Not long ago our friend Yorkshire Pudding blogged about the same subject. There was a lot of food for thought, and most who commented agreed that their experiences made them what they are, and it is mostly good that we can not turn back time.
Your life turned out very different from what your parents - and probably yourself - envisaged for you when you were little. You did well, finding work that you loved and happy and loving marriage not once, but twice.
PS: There is nothing to stop you enjoying those clouds, with or without the background knowledge.
I often r was your blog but seldom comment
As I write I am sitting by my husbands bedside in a local
hospice . We have been married for 32 years. He is dying and my thoughts are full of what could have been - I will take from your post the thought that I should celebrate what is and has been .
My heart is breaking
I think there is a certain amount of rose tinted spectacles. In reality not all is good but if you like to see good memories then that is the way it should be for you.
Your story shows a wonderful life. You made good choices at every step along the way. I also have no regrets and live quite comfortably with no significant worries. It is still snowing lightly in Massachusetts. The plow has come by twice and I shoveled walkways and the patio. The stillness and white snow cover makes a lovely Winter scene.
I am so sad for the lady who's husband is dying. My thoughts are with you Siobhan.
My husband and I would do a lot of things differently, including aspects of child rearing, particularly teenage years. It seems you learn as you go, and then that phase is passed and you're onto the next before you can catch your breath!.
My daughter and grandaughter are lovely people, so we must have done something right.
Hindsight is a very illuminating experience as you age, but every day I'm thankful our family was born in a democracy and a land of decent people overall, and fascinating and precious wildlife. Some people live in circumstances overseas where they have choices forced upon them. In retrospect, they'd probably like the opportunity to kick their oppressors to the curb. It is a blessing to say one has lived a wonderful life, or provided well for their family.
Thank you for an interesting post. You always get us thinking. - Pam, Aust.
I regret that I didn't have more self-confidence when I was a teenager and young adult. I married the wrong man because I wanted to be married - that's what I thought girls were supposed to do back then. But then if I hadn't married him, my 5 children wouldn't be in my life so... Too late now anyone, no use crying over spilt milk as we used to say!

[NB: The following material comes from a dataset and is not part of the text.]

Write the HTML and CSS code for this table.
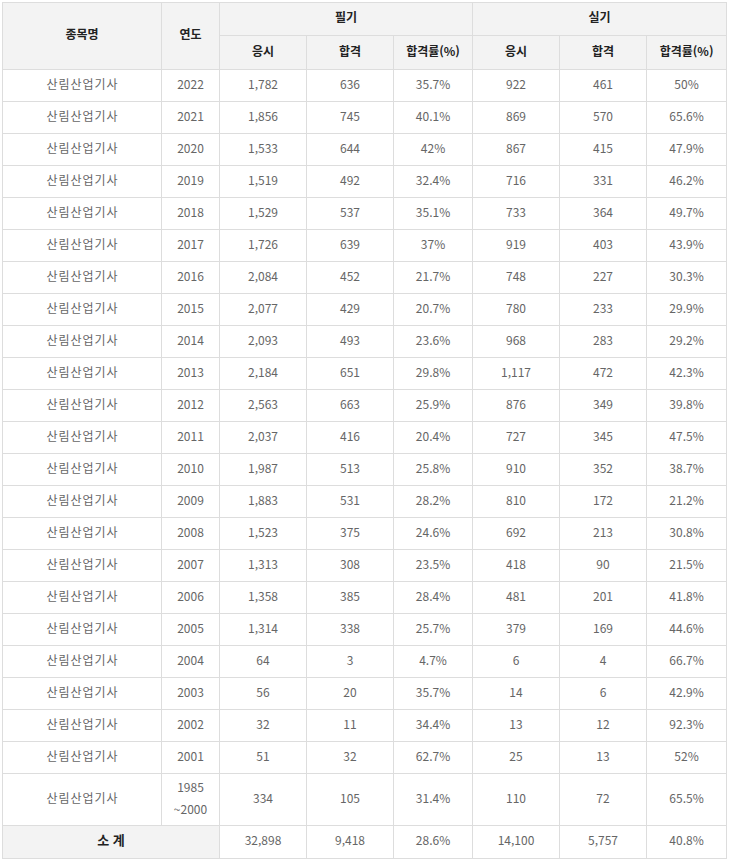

My heart is with you. What a difficult journey for you. Hugs and prayers from the US.
Mine has been an interesting journey. Would I change it? I think I would change one aspect: I wish I had learned better financial management! That aside, I have been fortunate in many ways, and have never been bored. I did many things backward--like quitting high school to get married, then taking night classes to graduate, starting college at the same time as my oldest son, etc. I do regret not traveling more when I was young, but that financial management thing! And having 4 children by 22 certainly put the kibosh on travel.
My belief system is that this is but one life and we will be back if we so wish, or stay in other dimensions that are easier to exist in than here on earth. So start wishing what you would like to be in your next lifetime. I think about this every now and again and I think I am ready to go to the other dimensions when my time comes, rather than to the earth plane.

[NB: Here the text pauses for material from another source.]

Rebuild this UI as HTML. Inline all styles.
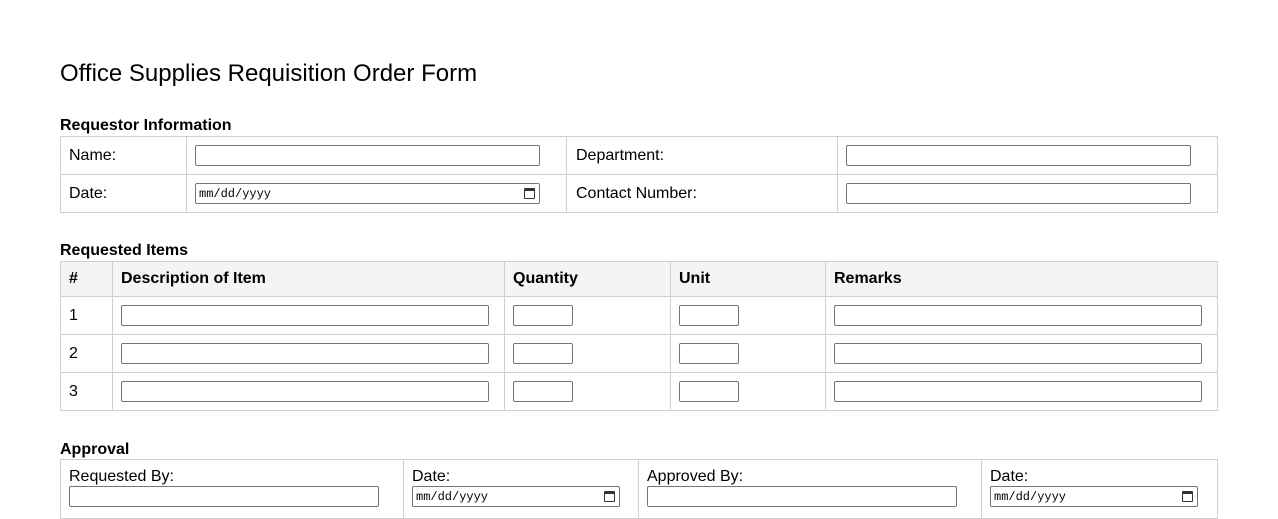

Here I am with few regrets, and those cannot be rectified.
I would do my teaching career over in a heart beat. However' being male and young at one time' I did many stupid and dangerous things. I would like to take those back. I would like to do my courses over and really work on them rather than play around and get very poor marks.
I've probably made so many unwise decisions that I wouldn't know where to start. However, it's all been great fun, and I've managed to keep up a decent standard of living.
There are things that I would change, but I often wonder, if these things were changed, would I be a happier soul? The knee jerk response would be 'yes'. But then I start counting all the things that would not have happened if I did it differently and I'm not at all sure that I would want to change things.
I know exactly what you mean when you say you look at the sky and wish you understood more. I had the same feeling and began studying meteorology as part of my university course. However it soon became clear that looking at the sky hardly came into it; it was mostly a matter of incomprehensible mathematics which you could do indoors without even looking out of the window. Don't be fooled by Carol Kirkwood standing under an umbrella to deliver the forecast!
I'll tell you whether or not I would live it all over again when it is almost over. That shows a degree of hope, I suppose. It might be almost over already for all I know.
Thanks John for wise advice.
Interesting views Marlane. I am a Humanist and just think this is it and hopefully I have done my best.
Siobhan - my thoughts are with you and I am sure the thoughts of all my readers
Thanks everyone - glad I gave you all a bit of food for thought.